The researchers conclude that a key factor influencing whether new immigrants are accepted is the dominant story in each locality about who belongs there. Their findings go against the grain of the idea that we need a fixed notion of Britishness and British values. Rather, 'cohesion' is about negotiating the right balance between separateness and commonality. What most people welcome is the opportunity to meet residents in their area at social occasions or cultural events, and to be able to exercise the choice of, selectively, getting to know people better. In addressing relations between people it is necessary to enable and support both expressions of difference and of unity. Both are opportunities for people to learn about each other and relate to each other.

About the project

The study was by Mary Hickman, Helen Crowley and Nick Mai from the Institute for the Study of European Transformations, London Metropolitan University. Six UK sites were chosen for their different compositions of long-term residents and new migrants, and their potential to illustrate various social cohesion contexts. They were: Downham (London), Dungannon (Northern Ireland), Glasgow, Kilburn (London), Leicester and Peterborough. In each case the researchers worked closely with local organisations. In Dungannon, a research partner, the Institute for Conflict Research, conducted the research on the team's behalf. Umut Erel, now at the Open University, undertook the research in Peterborough when she was a member of the Working Lives Research Institute at London Metropolitan University.

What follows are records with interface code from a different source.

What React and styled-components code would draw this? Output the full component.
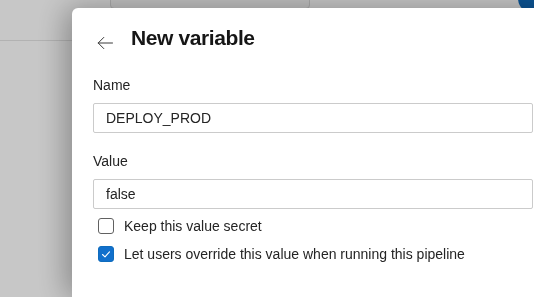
import React from "react"
import styled, { createGlobalStyle } from "styled-components"

const GlobalStyle = createGlobalStyle`
  html, body {
    margin: 0;
    overflow: hidden;
    font-family: "Liberation Sans", Arial, sans-serif;
    color: #242424;
  }
`

const Page = styled.div`
  width: 100vw;
  height: 100vh;
  background: #ffffff;
`

const TopBar = styled.header`
  display: flex;
  align-items: flex-start;
  height: 40px;
  padding-left: 110px;
  border-bottom: 1px solid #e4e4e4;
  overflow: hidden;
`

const SearchBox = styled.div`
  width: 198px;
  height: 30px;
  margin-top: -23px;
  border: 1px solid #dadada;
  border-radius: 4px;
  background: #f7f7f7;
`

const Avatar = styled.div`
  width: 32px;
  height: 32px;
  margin: -18px -16px 0 auto;
  border-radius: 50%;
  background: #0f6cbd;
`

const Scrim = styled.div`
  position: fixed;
  inset: 0;
  background: rgba(0, 0, 0, 0.22);
`

const Panel = styled.aside`
  position: fixed;
  left: 72px;
  top: 8px;
  bottom: 0;
  width: 440px;
  padding: 16px 21px;
  background: #ffffff;
  border-top-left-radius: 6px;
  box-shadow: -6px 0 30px rgba(0, 0, 0, 0.32);
`

const HeaderRow = styled.div`
  display: flex;
  align-items: flex-start;
  gap: 14px;
  height: 28px;
`

const BackButton = styled.button`
  display: flex;
  justify-content: center;
  width: 24px;
  height: 28px;
  margin: 0;
  padding: 11px 0 0;
  border: 0;
  background: none;
  color: #3a3a3a;
`

const Title = styled.h1`
  margin: 0;
  font-size: 21px;
  line-height: 27px;
  font-weight: 700;
  letter-spacing: -0.4px;
  color: #161616;
`

const Form = styled.div`
  display: flex;
  flex-direction: column;
  gap: 18px;
  margin-top: 23px;
`

const Field = styled.label`
  display: flex;
  flex-direction: column;
  gap: 8px;
`

const Label = styled.span`
  font-size: 14px;
  line-height: 20px;
  color: #242424;
`

const Input = styled.input`
  box-sizing: border-box;
  width: 100%;
  height: 30px;
  margin: 0;
  padding: 0 12px;
  border: 1px solid #cbcbcb;
  border-radius: 2px;
  font-family: inherit;
  font-size: 14px;
  color: #242424;
  outline: none;
`

const Checks = styled.div`
  display: flex;
  flex-direction: column;
  gap: 4px;
  margin-top: -13px;
`

const CheckRow = styled.div`
  display: flex;
  align-items: center;
  gap: 10px;
  height: 24px;
  padding-left: 5px;
  font-size: 14px;
  color: #242424;
`

const Box = styled.span`
  box-sizing: border-box;
  display: flex;
  width: 16px;
  height: 16px;
  border-radius: 3px;
  border: 1px solid ${(p) => (p.checked ? "#0f6cbd" : "#616161")};
  background: ${(p) => (p.checked ? "#1170cc" : "#ffffff")};
`

const Checkbox = ({ checked, children }) => (
  <CheckRow>
    <Box checked={checked}>
      {checked && (
        <svg width="14" height="14" viewBox="0 0 14 14" fill="none">
          <path d="M3.5 7.5 L6 9.8 L10.5 4.8" stroke="#fff" strokeWidth="1.1" strokeLinecap="round" strokeLinejoin="round" />
        </svg>
      )}
    </Box>
    <span>{children}</span>
  </CheckRow>
)

export default function App() {
  return (
    <Page>
      <GlobalStyle />
      <TopBar>
        <SearchBox />
        <Avatar />
      </TopBar>
      <Scrim />
      <Panel>
        <HeaderRow>
          <BackButton aria-label="Back">
            <svg width="16" height="16" viewBox="0 0 16 16" fill="none">
              <path d="M15.5 8 H1.2 M6.8 2.4 L1.2 8 L6.8 13.6" stroke="currentColor" strokeWidth="1" strokeLinecap="round" strokeLinejoin="round" />
            </svg>
          </BackButton>
          <Title>New variable</Title>
        </HeaderRow>
        <Form>
          <Field>
            <Label>Name</Label>
            <Input defaultValue="DEPLOY_PROD" />
          </Field>
          <Field>
            <Label>Value</Label>
            <Input defaultValue="false" />
          </Field>
          <Checks>
            <Checkbox>Keep this value secret</Checkbox>
            <Checkbox checked>Let users override this value when running this pipeline</Checkbox>
          </Checks>
        </Form>
      </Panel>
    </Page>
  )
}
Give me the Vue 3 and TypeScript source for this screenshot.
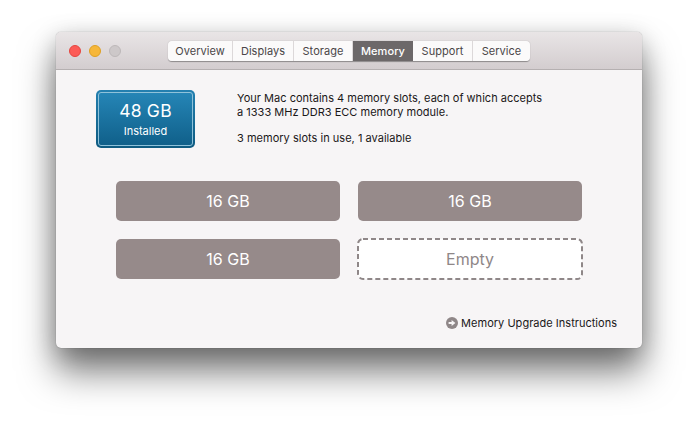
<script setup lang="ts">
const tabs: { label: string; width: number; active?: boolean }[] = [
  { label: 'Overview', width: 65 },
  { label: 'Displays', width: 61 },
  { label: 'Storage', width: 59 },
  { label: 'Memory', width: 60, active: true },
  { label: 'Support', width: 60 },
  { label: 'Service', width: 57 },
]
const slots = ['16 GB', '16 GB', '16 GB', 'Empty']
</script>

<template>
  <div class="stage">
    <div class="window">
      <header class="titlebar">
        <div class="lights">
          <span class="light red"></span>
          <span class="light yellow"></span>
          <span class="light grey"></span>
        </div>
        <nav class="tabs">
          <button
            v-for="tab in tabs"
            :key="tab.label"
            class="tab"
            :class="{ active: tab.active }"
            :style="{ width: tab.width + 'px' }"
          >{{ tab.label }}</button>
        </nav>
      </header>
      <main class="body">
        <section class="summary">
          <div class="capacity">
            <div class="capacity-inner">
              <span class="amount">48 GB</span>
              <span class="installed">Installed</span>
            </div>
          </div>
          <div class="desc">
            <p>Your Mac contains 4 memory slots, each of which accepts<br />a 1333 MHz DDR3 ECC memory module.</p>
            <p>3 memory slots in use, 1 available</p>
          </div>
        </section>
        <section class="slots">
          <div
            v-for="(slot, i) in slots"
            :key="i"
            class="slot"
            :class="{ empty: slot === 'Empty' }"
          >
            <svg v-if="slot === 'Empty'" class="dash" width="224" height="40" viewBox="0 0 224 40">
              <rect x="0" y="0" width="224" height="40" rx="5" fill="none" stroke="#8f8788" stroke-width="2" stroke-dasharray="5 3" />
            </svg>
            <span>{{ slot }}</span>
          </div>
        </section>
        <footer class="footer">
          <svg class="arrow" width="12" height="12" viewBox="0 0 12 12">
            <circle cx="6" cy="6" r="6" fill="#8f8788" />
            <path d="M2.6 5h3V2.9L9.4 6 5.6 9.1V7h-3z" fill="#f7f5f6" />
          </svg>
          <span>Memory Upgrade Instructions</span>
        </footer>
      </main>
    </div>
  </div>
</template>

<style>
html, body { margin: 0; background: #fff; }
</style>

<style scoped>
.stage {
  width: 698px;
  height: 428px;
  box-sizing: border-box;
  padding: 32px 56px 0;
  background: #fff;
  overflow: hidden;
  font-family: Inter, "Liberation Sans", sans-serif;
}
.window {
  width: 586px;
  height: 316px;
  border-radius: 5px;
  background: #f7f5f6;
  overflow: hidden;
  display: flex;
  flex-direction: column;
  box-shadow: 0 0 1px rgba(0, 0, 0, 0.45), 0 24px 36px rgba(0, 0, 0, 0.5), 0 6px 24px rgba(0, 0, 0, 0.22);
}
.titlebar {
  height: 37px;
  box-sizing: content-box;
  flex: none;
  display: flex;
  align-items: center;
  background: linear-gradient(#e9e5e6, #d3cdcf);
  border-bottom: 1px solid #b5b0b1;
}
.lights {
  display: flex;
  gap: 8px;
  padding-left: 13px;
  margin-top: 1px;
  width: 99px;
  box-sizing: border-box;
  flex: none;
}
.light {
  width: 12px;
  height: 12px;
  border-radius: 50%;
  box-sizing: border-box;
}
.red { background: #fc5b57; border: 1px solid #e5453f; }
.yellow { background: #f6b73a; border: 1px solid #dfa023; }
.grey { background: #cdc8c9; border: 1px solid #bdb8b9; }
.tabs {
  display: flex;
  height: 20px;
  margin-left: 13px;
  margin-top: 1px;
  border-radius: 4px;
  overflow: hidden;
  box-shadow: 0 0.5px 1px rgba(0, 0, 0, 0.35);
}
.tab {
  height: 20px;
  padding: 0;
  border: 0;
  border-right: 1px solid #dcd8d9;
  background: #fbfafa;
  color: #4a4647;
  font: 11px Inter, "Liberation Sans", sans-serif;
  letter-spacing: 0.05px;
  box-sizing: border-box;
}
.tab:last-child { border-right: 0; }
.tab.active {
  background: #6c6869;
  border-right: 0;
  color: #fff;
  font-weight: 500;
}
.body {
  flex: 1;
  display: flex;
  flex-direction: column;
  min-height: 0;
}
.summary {
  display: flex;
  padding: 20px 0 0 40px;
  height: 58px;
}
.capacity {
  width: 99px;
  height: 58px;
  box-sizing: border-box;
  padding: 2px;
  border-radius: 5px;
  background: linear-gradient(#2480b0, #0e5a80);
}
.capacity-inner {
  height: 100%;
  box-sizing: border-box;
  border: 1px solid #8fc2da;
  border-radius: 3px;
  background: linear-gradient(#2585b6, #10608a);
  color: #fff;
  display: flex;
  flex-direction: column;
  align-items: center;
  padding-top: 8px;
}
.amount {
  font-size: 17.5px;
  line-height: 20px;
  letter-spacing: 0.2px;
}
.installed {
  font-size: 11px;
  line-height: 15px;
  margin-top: 3px;
}
.desc {
  margin-left: 42px;
  padding-top: 1px;
  color: #1a1718;
  font-size: 11px;
  line-height: 14px;
  letter-spacing: 0.02px;
}
.desc p { margin: 0 0 12px; }
.slots {
  display: grid;
  grid-template-columns: 224px 224px;
  grid-auto-rows: 40px;
  gap: 18px;
  margin: 33px 0 0 60px;
}
.slot {
  position: relative;
  border-radius: 5px;
  background: #968a8a;
  color: #fff;
  display: flex;
  align-items: center;
  justify-content: center;
  font-size: 16px;
}
.slot.empty {
  background: #fff;
  color: #8f8788;
}
.dash {
  position: absolute;
  top: 0;
  left: 0;
  overflow: visible;
}
.footer {
  margin: 37px 25px 0 0;
  display: flex;
  align-items: center;
  justify-content: flex-end;
  gap: 3px;
  color: #1a1718;
  font-size: 11px;
  line-height: 14px;
  letter-spacing: 0.02px;
}
.arrow { flex: none; }
</style>
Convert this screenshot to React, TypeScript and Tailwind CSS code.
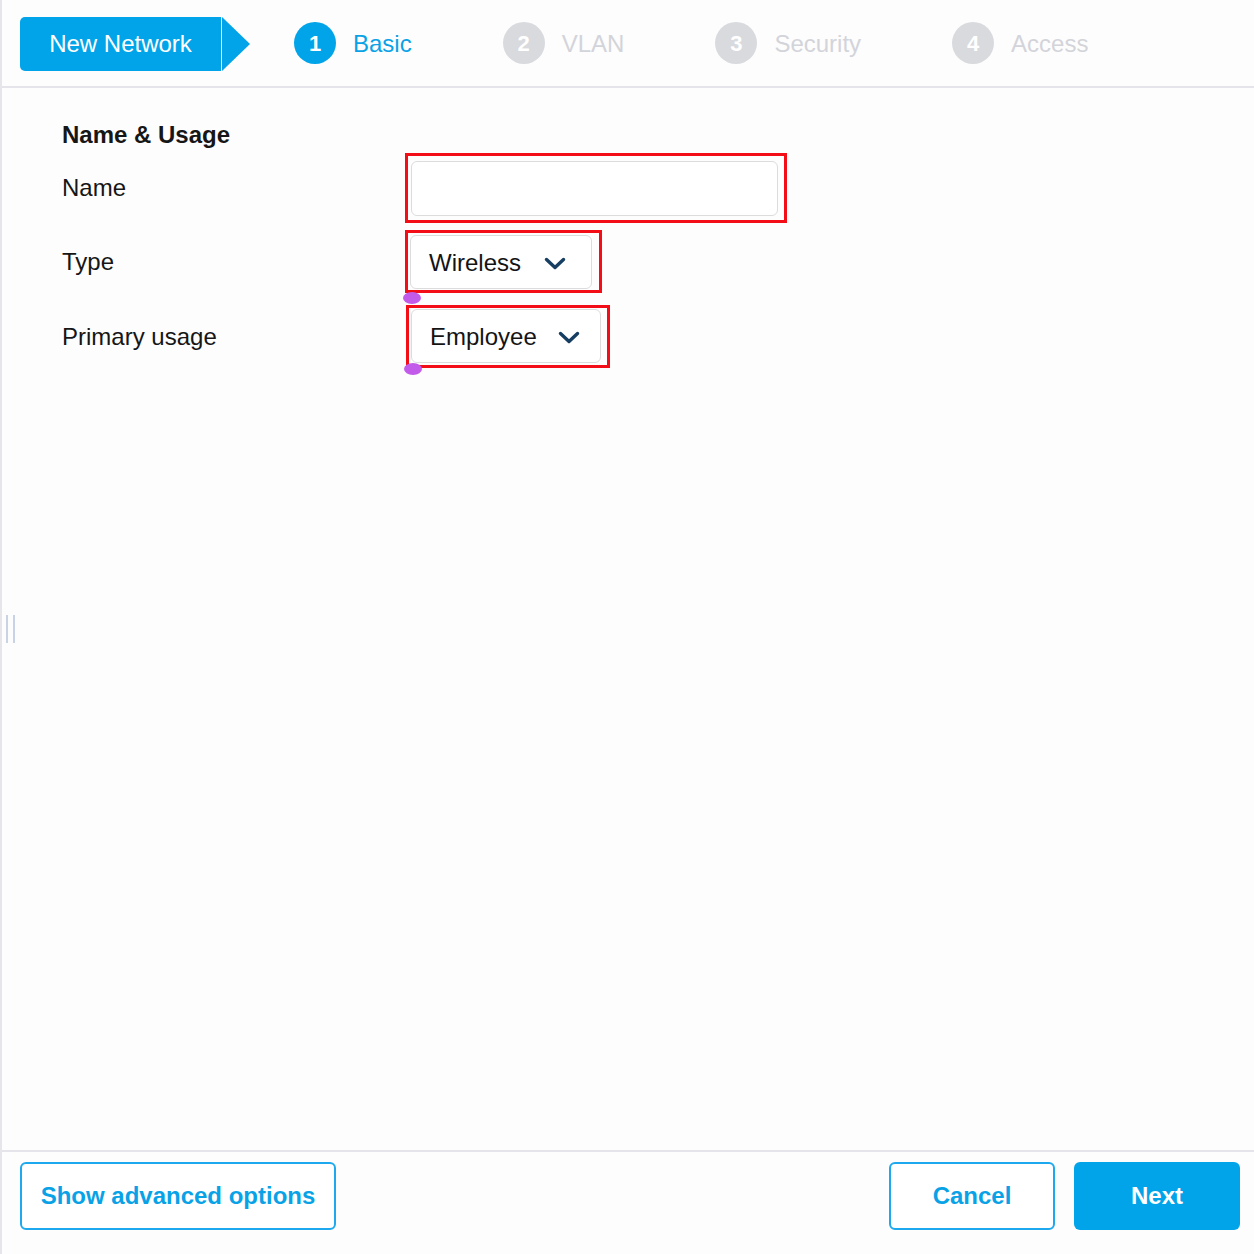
import React from "react";

const steps = [
  { n: 1, label: "Basic", active: true },
  { n: 2, label: "VLAN", active: false },
  { n: 3, label: "Security", active: false },
  { n: 4, label: "Access", active: false },
];

function Chevron() {
  return (
    <svg width="22" height="13" viewBox="0 0 22 13" fill="none">
      <path d="M2.5 2.5 L11 10.5 L19.5 2.5" stroke="#163e63" strokeWidth="3.4" strokeLinecap="round" strokeLinejoin="round" />
    </svg>
  );
}

function Marker({ className }: { className: string }) {
  return (
    <span
      className={`absolute left-[-5px] w-[18px] h-[12px] rounded-[50%] bg-[#c25aea] ${className}`}
    />
  );
}

export default function App() {
  return (
    <div className="relative w-[1254px] h-[1254px] bg-[#fdfdfd] flex flex-col border-l-2 border-[#e6e6ea] font-['Liberation_Sans',Arial,sans-serif]">
      {/* wizard header */}
      <header className="h-[88px] shrink-0 flex items-center pl-[18px] pt-[2px] border-b-2 border-[#e4e4ea]">
        <div className="flex items-center">
          <div className="w-[201px] h-[54px] bg-[#02a4e9] rounded-l-[5px] flex items-center justify-center text-white text-[24px]">
            New Network
          </div>
          <svg width="28" height="54" viewBox="0 0 28 54" className="ml-[1px]">
            <polygon points="0,0 28,27 0,54" fill="#02a4e9" />
          </svg>
        </div>
        <div className="flex items-center gap-[91px] ml-[44px]">
          {steps.map((s) => (
            <div key={s.n} className="flex items-center gap-[17px]">
              <div
                className={`w-[42px] h-[42px] mt-[-2px] rounded-full flex items-center justify-center text-white text-[22px] font-bold ${
                  s.active ? "bg-[#02a4e9]" : "bg-[#d9dade]"
                }`}
              >
                {s.n}
              </div>
              <span className={`text-[24px] ${s.active ? "text-[#0aa2e6]" : "text-[#d3d4da]"}`}>
                {s.label}
              </span>
            </div>
          ))}
        </div>
      </header>

      {/* form body */}
      <main className="flex-1 pl-[60px] text-[#161616]">
        <h2 className="mt-[33px] text-[24px] font-bold leading-[28px]">Name &amp; Usage</h2>

        <div className="mt-[4px] flex items-center">
          <span className="w-[343px] text-[24px]">Name</span>
          <div className="border-[3px] border-[#f20d17] pl-[3px] pt-[5px] pr-[6px] pb-[4px]">
            <input
              className="block w-[367px] h-[55px] bg-white border-[1.5px] border-[#dcdcdc] rounded-[6px] outline-none"
              type="text"
            />
          </div>
        </div>

        <div className="mt-[7px] flex items-center">
          <span className="w-[343px] text-[24px]">Type</span>
          <div className="relative border-[3px] border-[#f20d17] pl-[2px] pt-[2px] pr-[7px] pb-[1px]">
            <div className="w-[182px] h-[54px] bg-white border-[1.5px] border-[#dcdcdc] rounded-[6px] flex items-center pl-[18px] pt-[2px] gap-[23px] text-[24px] text-[#141414]">
              <span>Wireless</span>
              <Chevron />
            </div>
            <Marker className="bottom-[-14px]" />
          </div>
        </div>

        <div className="mt-[12px] flex items-center">
          <span className="w-[344px] text-[24px]">Primary usage</span>
          <div className="relative border-[3px] border-[#f20d17] pl-[2px] pt-[1px] pr-[6px] pb-[2px]">
            <div className="w-[190px] h-[54px] bg-white border-[1.5px] border-[#dcdcdc] rounded-[6px] flex items-center pl-[18px] pt-[2px] gap-[21px] text-[24px] text-[#141414]">
              <span>Employee</span>
              <Chevron />
            </div>
            <Marker className="bottom-[-10px]" />
          </div>
        </div>
      </main>

      {/* footer actions */}
      <footer className="h-[104px] shrink-0 border-t-2 border-[#e4e4ea] flex items-start pt-[10px] pl-[18px] pr-[14px]">
        <button className="w-[316px] h-[68px] border-2 border-[#1ea8ee] rounded-[6px] bg-white text-[#0aa2e6] text-[24px] font-bold">
          Show advanced options
        </button>
        <div className="ml-auto flex gap-[19px]">
          <button className="w-[166px] h-[68px] border-2 border-[#1ea8ee] rounded-[6px] bg-white text-[#0aa2e6] text-[24px] font-bold">
            Cancel
          </button>
          <button className="w-[166px] h-[68px] rounded-[6px] bg-[#02a4e9] text-white text-[24px] font-bold">
            Next
          </button>
        </div>
      </footer>

      {/* splitter grip */}
      <div className="absolute left-[4px] top-[615px] flex gap-[5px]">
        <span className="w-[2px] h-[28px] bg-[#c9d3e6]" />
        <span className="w-[2px] h-[28px] bg-[#c9d3e6]" />
      </div>
    </div>
  );
}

The methodology for each site was: 15 in-depth semi-structured interviews with key respondents; 40 biographical interviews with residents (except in Glasgow, where 20 diaries substituted for 20 interviews); and observation of patterns of everyday life. The two core interviewee categories were long-term settled and new arrivals. The study focused equally on both, because to understand the relationship between social cohesion and new immigration, research on arrivals needs to be integrated with understanding of the long-term settled population.